**DATA FOR THE TASK:**
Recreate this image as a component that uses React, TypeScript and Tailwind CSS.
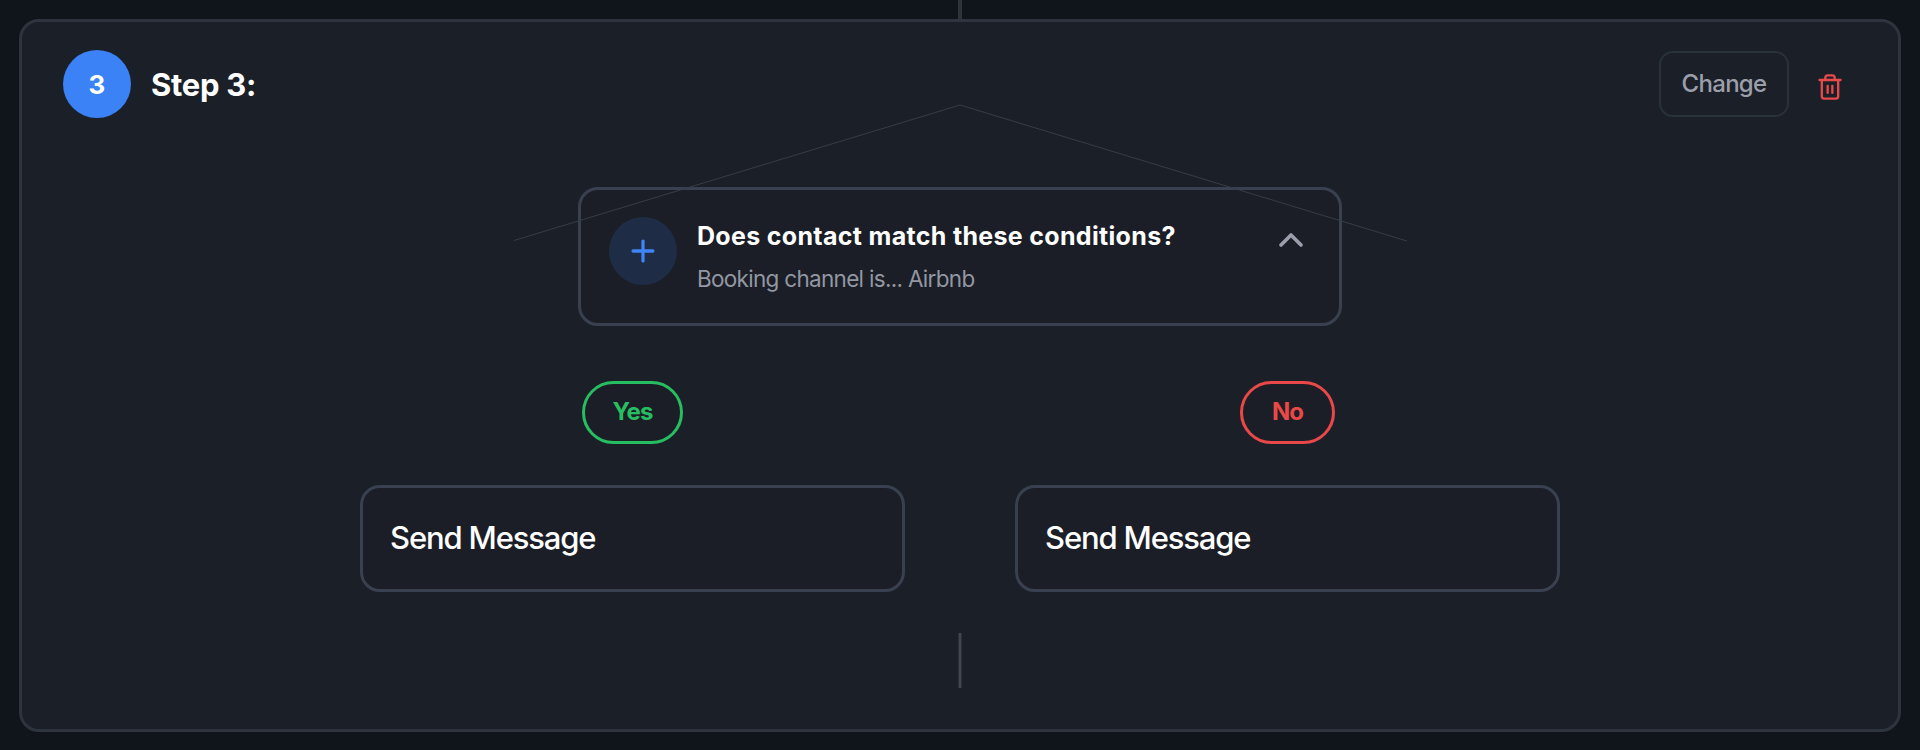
import React, { useState } from 'react';
import { ChevronUpIcon, PlusIcon, Trash2Icon } from 'lucide-react';
interface BranchProps {
  label: string;
  action: string;
  tone: 'yes' | 'no';
}
const pillStyles = {
  yes: 'w-[101px] border-[#27bd61] text-[#27bd61]',
  no: 'w-[95px] border-[#e94848] text-[#e94848]'
};
const Branch: React.FC<BranchProps> = ({
  label,
  action,
  tone
}) => {
  return <div className="flex w-[545px] flex-col items-center gap-[41px]">
      <div className={`flex h-[63px] items-center justify-center rounded-full border-[3px] bg-[#1b1e26] pb-px text-[24px] font-bold tracking-[-0.9px] ${pillStyles[tone]}`}>
        {label}
      </div>
      <div className="flex h-[107px] w-full items-center rounded-[20px] border-[3px] border-[#394050] bg-[#1b1e26] pl-[27px] text-[31px] font-[450] tracking-[-1.15px] text-white">
        {action}
      </div>
    </div>;
};
const App: React.FC = () => {
  const [open, setOpen] = useState(true);
  return <main className="h-[750px] w-[1920px] overflow-hidden bg-[#10151b] font-['Inter',sans-serif]">
      <div className="mx-auto h-[19px] w-1 bg-[#2c333b]" />
      <section className="relative mx-[19px] flex h-[713px] flex-col rounded-[20px] border-[3px] border-[#2d343d] bg-[#1b2028] pt-7">
        <svg className="pointer-events-none absolute top-[82px] left-[490px] z-10" width="896" height="138" fill="none" stroke="#363d46">
          <path d="M2 136.5 L448 1 L895 137" />
        </svg>
        <header className="flex h-[68px] items-center pr-[54px] pl-[41px]">
          <div className="flex size-[68px] items-center justify-center rounded-full bg-[#3b82f6] text-[26px] font-bold text-white">3</div>
          <h2 className="mt-0.5 ml-5 text-[31px] font-bold tracking-[-0.3px] text-white">Step 3:</h2>
          <button className="ml-auto h-[66px] w-[130px] rounded-[14px] border-2 border-[#29313a] text-[24px] font-medium tracking-[-0.7px] text-[#9b9fab]">
            Change
          </button>
          <button className="mt-[6px] ml-[27px] text-[#e84a4a]">
            <Trash2Icon className="size-7" strokeWidth={2} />
          </button>
        </header>
        <div className="relative mx-auto mt-[69px] flex h-[139px] w-[764px] rounded-[20px] border-[3px] border-[#394050] bg-[#1b1e26] pt-[27px] pr-7 pl-7">
          <div className="flex size-[68px] shrink-0 items-center justify-center rounded-full bg-[#1e2d45] text-[#3f85f5]">
            <PlusIcon className="size-[34px]" strokeWidth={2.3} />
          </div>
          <div className="ml-5">
            <h3 className="mt-[3px] text-[25px] leading-8 font-bold tracking-[0.32px] text-white">Does contact match these conditions?</h3>
            <p className="mt-[11px] text-[22.5px] leading-8 tracking-[-0.7px] text-[#9297a2]">Booking channel is... Airbnb</p>
          </div>
          <button onClick={() => setOpen(!open)} className="mt-[3px] ml-auto h-10 text-[#9b9fab]">
            <ChevronUpIcon className={open ? 'size-10' : 'size-10 rotate-180'} strokeWidth={2.2} />
          </button>
        </div>
        <div className="mt-[55px] flex justify-center gap-[110px]">
          <Branch label="Yes" action="Send Message" tone="yes" />
          <Branch label="No" action="Send Message" tone="no" />
        </div>
        <div className="mx-auto mt-[41px] h-[55px] w-1 border-x border-[#2b3138] bg-[#40464f]" />
      </section>
    </main>;
};
export default App;
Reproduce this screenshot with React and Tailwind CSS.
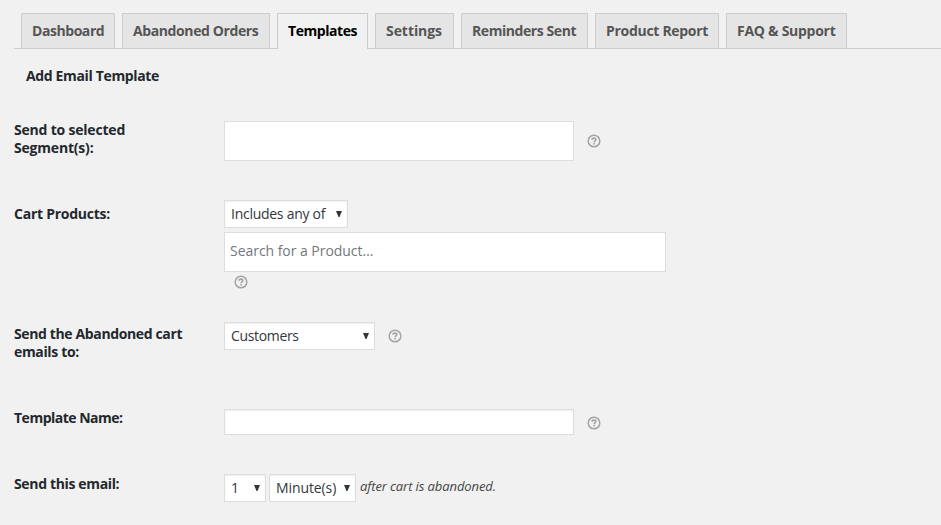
const tabs = [
  { label: 'Dashboard', box: 'w-[94px]', text: 'tracking-[-0.44px]' },
  { label: 'Abandoned Orders', box: 'w-[148px]', text: 'tracking-[-0.39px]' },
  { label: 'Templates', box: 'w-[91px]', text: 'tracking-[-0.44px]', active: true },
  { label: 'Settings', box: 'w-[79px]', text: 'tracking-[-0.06px]' },
  { label: 'Reminders Sent', box: 'w-[127px]', text: 'tracking-[-0.43px]' },
  { label: 'Product Report', box: 'w-[124px]', text: 'tracking-[-0.3px]' },
  { label: 'FAQ & Support', box: 'w-[121px]', text: 'tracking-[-0.27px]' },
];

function Tab({ label, box, text, active }) {
  const look = active
    ? 'h-9 bg-[#f1f1f1] text-black'
    : 'h-[35px] bg-[#e5e5e5] text-[#555]';
  return (
    <a className={`${box} ${look} shrink-0 border border-b-0 border-[#ccc] pl-2.5 pt-[5px] font-bold leading-6 whitespace-nowrap`}>
      <span className={text}>{label}</span>
    </a>
  );
}

function HelpIcon({ className }) {
  return (
    <svg className={`${className} size-[14px] shrink-0`} viewBox="0 0 14 14" fill="none" stroke="#a4a4a4">
      <circle cx="7" cy="7" r="5.8" strokeWidth="1.5" />
      <path d="M5.1 5.7C5.1 4.6 5.9 4.1 7 4.1s1.8.6 1.8 1.5c0 1.2-1.7 1.2-1.7 2.6" strokeWidth="1.6" />
      <path d="M6.3 9.8h1.6" strokeWidth="1.6" />
    </svg>
  );
}

function Select({ label, className, text }) {
  return (
    <div className={`${className} flex h-7 shrink-0 items-center justify-between border border-[#ddd] bg-white pl-1.5 pr-[5px] text-[#32373c] shadow-[inset_0_1px_2px_rgba(0,0,0,0.07)]`}>
      <span className={`${text} whitespace-nowrap`}>{label}</span>
      <svg className="h-[6px] w-[6px]" viewBox="0 0 6 6" fill="#32373c">
        <path d="M0 0h6L3.5 6h-1z" />
      </svg>
    </div>
  );
}

function Row({ lines, className, labelClass = '', children }) {
  return (
    <div className={`${className} flex items-start`}>
      <div className={`${labelClass} w-[210px] shrink-0 font-bold leading-[18px] text-[#23282d]`}>
        {lines.map(([line, text]) => (
          <div key={line}><span className={text}>{line}</span></div>
        ))}
      </div>
      {children}
    </div>
  );
}

export default function App() {
  return (
    <div className="h-[525px] w-[941px] overflow-hidden bg-[#f1f1f1] pl-3.5 pt-[13px] font-['Open_Sans','Noto_Sans',sans-serif] text-sm">
      <nav className="flex h-9 items-start gap-[7px] bg-[linear-gradient(#ccc,#ccc)] bg-[length:100%_1px] bg-bottom bg-no-repeat pl-[7px]">
        {tabs.map((tab) => <Tab key={tab.label} {...tab} />)}
      </nav>
      <h3 className="ml-3 mt-[17px] h-5 font-bold leading-5 text-[#23282d]"><span className="tracking-[-0.35px]">Add Email Template</span></h3>

      <Row className="mt-[35px] h-[79px]" lines={[['Send to selected', 'tracking-[-0.2px]'], ['Segment(s):', 'tracking-[-0.2px]']]}>
        <div className="h-10 w-[350px] border border-[#ddd] bg-white" />
        <HelpIcon className="ml-[13px] mt-[13px]" />
      </Row>

      <Row className="h-[122px]" labelClass="pt-[5px]" lines={[['Cart Products:', 'tracking-[-0.25px]']]}>
        <div>
          <Select className="w-[124px]" label="Includes any of" text="tracking-[-0.27px]" />
          <div className="mt-1 h-10 w-[442px] border border-[#ddd] bg-white pl-[5px] leading-[36px] text-[#72777c]"><span className="tracking-[-0.04px]">Search for a Product…</span></div>
          <HelpIcon className="ml-2.5 mt-[3px]" />
        </div>
      </Row>

      <Row className="h-[87px]" labelClass="pt-[3px]" lines={[['Send the Abandoned cart', 'tracking-[-0.37px]'], ['emails to:', 'tracking-[-0.35px]']]}>
        <Select className="w-[151px]" label="Customers" text="tracking-[-0.34px]" />
        <HelpIcon className="ml-[13px] mt-[7px]" />
      </Row>

      <Row className="h-[65px]" lines={[['Template Name:', 'tracking-[-0.5px]']]}>
        <div className="h-[26px] w-[350px] border border-[#ddd] bg-white shadow-[inset_0_1px_2px_rgba(0,0,0,0.07)]" />
        <HelpIcon className="ml-[13px] mt-[7px]" />
      </Row>

      <Row className="h-[40px]" labelClass="pt-px" lines={[['Send this email:', 'tracking-[-0.35px]']]}>
        <Select className="w-[42px]" label="1" text="" />
        <Select className="ml-[3px] w-[87px]" label="Minute(s)" text="tracking-[-0.1px]" />
        <span className="ml-1 mt-[3px] text-[13px] italic leading-[19px] text-[#444]"><span className="tracking-[-0.1px]">after cart is abandoned.</span></span>
      </Row>
    </div>
  );
}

**WHAT YOU SHOULD DO:**
Reply with the number of lines in the data that include the string "this" and nothing else.

**FULL OUTPUT:**
3